The one nation concept, as the Prime Minister would have it, embodies one law, one tax, one religion, one culture, one language, etc. Federalism, as understood at present and Constitutionally delineated, would be gradually on the way out. We see already a beginning in the carefully defined Terms of Reference of the 15th Finance Commission, which have agitated states in the South.

Not merely the reference year for population (2011), the entire framework for 15th FC is designed to fiscally strengthen the Centre at the cost of States. The Modi Government wants to beef up its finances for its, as of now, hidden plans of “development” with at least a partial undoing of the impact of the 42 percent devolution of Centre’s tax revenues to States awarded by the 14th Finance Commission (2015-20).

In all the first four years, we have heard little from the Prime Minister on what he means by “development” mainly used as a virtuous election slogan of BJP as against “corruption” all opposition parties are charged with, and with unlimited hatred for the Congress. If development had been taking place in this period, neither economic growth nor the jobs promised and generated have been flaunted.

Also, the Prime Minister’s “New India” concept is smuggled into the terms of reference by calling on 15th FC to take into account “the imperative of the national development programme including New India – 2022”. What is this “New India”? Are States involved in any consultations about the “New India”? Do their aspirations count in drawing up any new medium or long-term development plan?

The Modi government has made no secret of where it is driving the nation, emboldened by the series of electoral gains over the last four years since its ascent to power.  All key institutions under the Constitution have been sought to be rendered malleable through the exercise of majoritarian power and placement of faithful to push through skewed policies or politically retributive moves.

One of the earliest actions of the BJP government as soon as it came to office was the appointment of new Governors in States and all of them were associated with Hindutva politics. While the Congress governments in the past were no exception in favouring senior partymen to adorn Raj Bhavans, BJP has been dexterously using the instrumentality of its chosen Governors to promote the ruling party’s power reach. And they have risen to such occasions such as when the Governor is required to make his decision on whom to swear in as Chief Minister when there is no single party with a majority of seats in the legislature.

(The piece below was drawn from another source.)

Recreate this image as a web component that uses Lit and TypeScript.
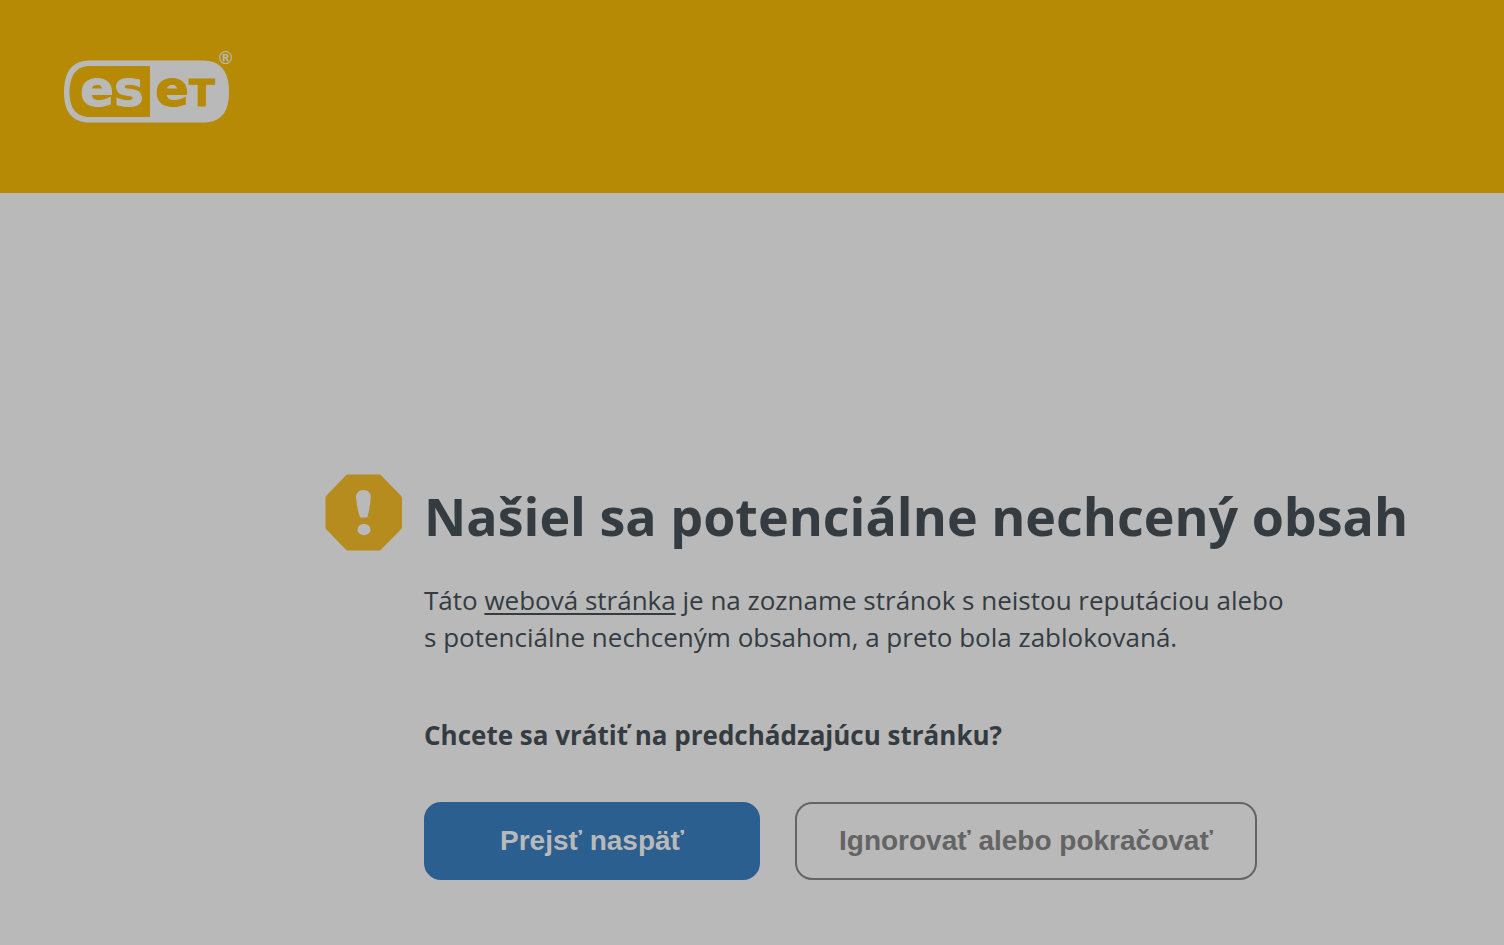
import { LitElement, html, css } from "lit";
import { customElement } from "lit/decorators.js";

@customElement("brand-logo")
export class BrandLogo extends LitElement {
  static styles = css`
    :host {
      display: block;
    }
    .mark {
      display: block;
      width: 176px;
      height: 80px;
    }
    .light {
      fill: #b9b9b9;
      stroke: #b9b9b9;
    }
    .dark {
      fill: #b68a05;
      stroke: #b68a05;
    }
    .shape {
      stroke: none;
    }
    .letters {
      font: bold 50px "DejaVu Sans", sans-serif;
      stroke-width: 1px;
    }
    .cap {
      font-size: 38px;
    }
    .registered {
      font: bold 18px "Liberation Sans", sans-serif;
      stroke: none;
    }
  `;

  render() {
    return html`
      <svg class="mark" viewBox="0 -6 176 80" role="img" aria-label="ESET">
        <path
          class="light shape"
          d="M26 10.500H139C157 10.500 165 22 165 42S157 72.500 139 72.500H26C8 72.500 0 62 0 42S8 10.500 26 10.500Z"
        />
        <path
          class="dark shape"
          d="M26 16H86V67H26C12 67 5.500 58 5.500 42S12 16 26 16Z"
        />
        <text class="letters light" x="16" y="56">es</text>
        <text class="letters dark" x="91" y="56">e<tspan class="cap">T</tspan></text>
        <text class="registered light" x="155" y="14">®</text>
      </svg>
    `;
  }
}

@customElement("app-root")
export class AppRoot extends LitElement {
  static styles = css`
    :host {
      display: block;
      min-height: 100vh;
      background: #b9b9b9;
      color: #343c42;
      font-family: "Segoe UI", "Open Sans", "Noto Sans", sans-serif;
    }
    .header {
      background: #b68a05;
      padding: 44px 64px 69px;
    }
    .notice {
      display: grid;
      grid-template-columns: 78px minmax(0, 1fr);
      column-gap: 21px;
      padding: 281px 64px 64px 325px;
    }
    .icon {
      display: block;
      width: 78px;
      height: 78px;
    }
    .title {
      margin: 6px 0 0;
      font-size: 52px;
      line-height: 72px;
      font-weight: 700;
    }
    .text {
      max-width: 900px;
      margin: 30px 0 0;
      font-size: 26px;
      line-height: 37px;
    }
    .link {
      color: inherit;
      text-decoration-thickness: 2px;
      text-underline-offset: 3px;
      text-decoration-skip-ink: none;
    }
    .question {
      margin: 61px 0 0;
      font-size: 26px;
      line-height: 37px;
      font-weight: 700;
    }
    .actions {
      display: flex;
      flex-wrap: wrap;
      gap: 35px;
      margin-top: 48px;
    }
    .button {
      min-width: 336px;
      height: 78px;
      padding: 0 42px;
      border: 2px solid #646464;
      border-radius: 17px;
      background: transparent;
      color: #646464;
      font: bold 28px "Liberation Sans", Arial, sans-serif;
      cursor: pointer;
    }
    .primary {
      border-color: #2b5f90;
      background: #2b5f90;
      color: #b9b9b9;
    }
  `;

  render() {
    return html`
      <header class="header"><brand-logo></brand-logo></header>
      <main class="notice">
        <svg class="icon" viewBox="0 0 78 78" aria-hidden="true">
          <path
            fill="#b68c1e"
            d="M23 .5H54Q55 .5 56 1.300L76.200 22Q77 23 77 24V53Q77 54 76.200 55L56 75.700Q55 76.500 54 76.500H23Q22 76.500 21 75.700L1 55Q.5 54 .5 53V24Q.5 23 1 22L21 1.300Q22 .5 23 .5Z"
          />
          <path
            fill="#b9b9b9"
            d="M38.500 16C43 16 46 19 45.700 23.500C45.300 31 43.800 38 42.500 42.500Q42.300 43.500 41.500 43.500H36Q35 43.500 34.700 42.500C33 37 31.500 30 31 23.500C30.800 19 34 16 38.500 16Z"
          />
          <ellipse cx="39" cy="55.500" rx="6.500" ry="5.700" fill="#b9b9b9" />
        </svg>
        <div>
          <h1 class="title">Našiel sa potenciálne nechcený obsah</h1>
          <p class="text">
            Táto <a class="link" href="#">webová stránka</a> je na zozname stránok
            s&nbsp;neistou reputáciou alebo s&nbsp;potenciálne nechceným obsahom, a&nbsp;preto
            bola zablokovaná.
          </p>
          <p class="question">Chcete sa vrátiť na predchádzajúcu stránku?</p>
          <div class="actions">
            <button class="button primary" type="button">Prejsť naspäť</button>
            <button class="button" type="button">Ignorovať alebo pokračovať</button>
          </div>
        </div>
      </main>
    `;
  }
}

Ironically in some states, the BJP-led parties lacking the numbers had been hurriedly sworn in by the Governors in place. It was,therefore, predictable that Karnataka Governor Vajubhai Vala, an RSS veteran and BJP Minister over decades, (who once vacated his Rajkot seat in favour of Narendra Modi) would give the first opportunity to the BJP  as the largest party (104 seats) even if lacking the majority by 8 seats in the newly-elected 224-member Karnataka Assembly.

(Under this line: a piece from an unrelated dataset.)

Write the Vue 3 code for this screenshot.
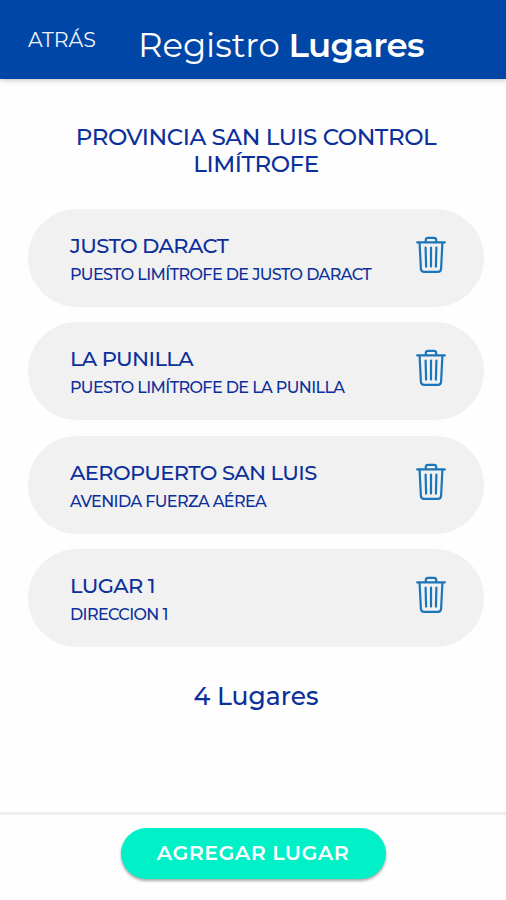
<template>
    <div class="page">
        <!-- header -->
        <header class="header">
            <button class="back">ATRÁS</button>
            <h1 class="title">Registro <span class="bold">Lugares</span></h1>
        </header>

        <main class="content">
            <h2 class="subtitle">PROVINCIA SAN LUIS CONTROL<br />LIMÍTROFE</h2>

            <!-- places -->
            <ul class="list">
                <li v-for="place in places" :key="place.id" class="card">
                    <div class="info">
                        <p class="name">{{ place.name }}</p>
                        <p class="address">{{ place.address }}</p>
                    </div>

                    <button class="trash" aria-label="Eliminar" @click="remove(place.id)">
                        <svg viewBox="0 0 30 38">
                            <path d="M1.2 6.4H28.8" />
                            <path d="M9.8 6V4Q9.8 1.9 12.2 1.9H17.8Q20.2 1.9 20.2 4V6" />
                            <path d="M3.6 7L4.9 32.8Q5.2 35.8 8.1 35.8H21.9Q24.8 35.8 25.1 32.8L26.4 7" />
                            <path d="M9.6 11.6L10.1 30.6M15 11.6V30.6M20.4 11.6L19.9 30.6" />
                        </svg>
                    </button>
                </li>
            </ul>

            <p class="count">{{ places.length }} Lugares</p>
        </main>

        <!-- footer -->
        <footer class="footer">
            <button class="btn">AGREGAR LUGAR</button>
        </footer>
    </div>
</template>

<script setup>
import { ref } from "vue";

const places = ref([
    { id: 1, name: "JUSTO DARACT", address: "PUESTO LIMÍTROFE DE JUSTO DARACT" },
    { id: 2, name: "LA PUNILLA", address: "PUESTO LIMÍTROFE DE LA PUNILLA" },
    { id: 3, name: "AEROPUERTO SAN LUIS", address: "AVENIDA FUERZA AÉREA" },
    { id: 4, name: "LUGAR 1", address: "DIRECCION 1" },
]);

const remove = (id) => {
    places.value = places.value.filter((place) => place.id !== id);
};
</script>

<style>
body {
    margin: 0;
    background: #fff;
}
</style>

<style scoped>
* {
    box-sizing: border-box;
}

.page {
    height: 900px;
    display: flex;
    flex-direction: column;
    overflow: hidden;
    background: #fefefe;
    color: #0b2f9b;
    font-family: Montserrat, Inter, sans-serif;
    white-space: nowrap;
}

button {
    padding: 0;
    border: none;
    background: none;
    font-family: inherit;
}

/* header */
.header {
    flex: none;
    display: flex;
    align-items: flex-start;
    height: 79px;
    padding-left: 28px;
    background: #0046a6;
    color: #fff;
    box-shadow: 0 1px 5px rgba(60, 40, 20, 0.3);
}

.back {
    width: 110px;
    padding-top: 28px;
    color: #f0f5fd;
    font-size: 20.5px;
    line-height: 24px;
    text-align: left;
}

.title {
    margin: 0;
    padding-top: 25px;
    font-size: 34px;
    line-height: 40px;
    font-weight: 400;
    letter-spacing: -0.1px;
}

.bold {
    font-weight: 600;
    letter-spacing: -0.7px;
}

/* content */
.content {
    flex: 1;
    padding: 45px 22px 0 28px;
}

.subtitle {
    margin: 0;
    font-size: 23px;
    line-height: 27px;
    font-weight: 500;
    letter-spacing: -0.45px;
    text-align: center;
}

.list {
    display: flex;
    flex-direction: column;
    gap: 15.6px;
    margin: 30.5px 0 0;
    padding: 0;
    list-style: none;
}

.card {
    display: flex;
    justify-content: space-between;
    height: 98.2px;
    padding: 24px 38.5px 0 42px;
    border-radius: 50px;
    background: #f1f1f1;
}

.card:last-child {
    margin-top: -1px;
}

.name {
    margin: 0;
    font-size: 21px;
    line-height: 26px;
    font-weight: 500;
    letter-spacing: -0.6px;
}

.address {
    margin: 6px 0 0;
    font-size: 16px;
    line-height: 20px;
    font-weight: 500;
    letter-spacing: -0.6px;
}

.trash {
    width: 30px;
    height: 38px;
    margin-top: 3px;
}

.trash svg {
    display: block;
    width: 30px;
    height: 38px;
    fill: none;
    stroke: #1b75b9;
    stroke-width: 2.2;
    stroke-linecap: round;
    stroke-linejoin: round;
}

.count {
    margin: 33px 0 0;
    font-size: 25px;
    line-height: 32px;
    font-weight: 500;
    text-align: center;
}

/* footer */
.footer {
    flex: none;
    display: flex;
    justify-content: center;
    align-items: flex-start;
    height: 88px;
    padding-top: 12.5px;
    border-top: 3px solid #efefef;
}

.btn {
    width: 265px;
    height: 51.5px;
    padding-bottom: 2px;
    border-radius: 26px;
    background: #00f0c8;
    color: #fff;
    font-size: 20.5px;
    font-weight: 600;
    letter-spacing: 0.5px;
    box-shadow: 0 2px 3px rgba(0, 0, 0, 0.35);
}
</style>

Accordingly, B Yeddyurappa was promptly sworn in by the Governor on May 17, and given a full 15 days to rustle the numbers to prove his majority. Vala ignored the Congress-JD(S) claim of the majority with a strength of 115 MLAs and readiness to parade them before the Governor. The Congress-JD(S) alliance had to seek the Supreme Court’s urgent intervention to stem the rot. The Apex Court promptly directed the holding of a floor test at 4 PM on May 19 and finally, Yeddyurappa resigned without going for the floor test.

The Karnataka experience for BJP may perhaps goad Modi and BJP President Amit Shah to go for advancing the Lok Sabha elections along with the BJP-ruled states of Rajasthan, Madhya Pradesh, and Chhattisgarh.  This is because of most opposition parties beginning to line themselves up confidently to pose a combined challenge to BJP.

The coming weeks are likely to see the Modi government coming out with more baits for the voters such as universal social security and an improved version of the National Health Programme (Ayush) announced in the 2018-19 Budget in February last without providing for the financing of a country-wide programme. The Government has to announce the Minimum Support prices but farmers in distress would look more for a total waiver of debts financed by the Centre. But the current fiscal year is turning out to be more challenging than had been envisaged with the ongoing rise in oil prices to above 80 dollars a barrel and adding to the surge in consumer price inflation   (both food and fuel).  On the external front, the economy has begun to experience outward flows of capital as global interest rates have hardened and a widening trade deficit has begun to put pressure on payments.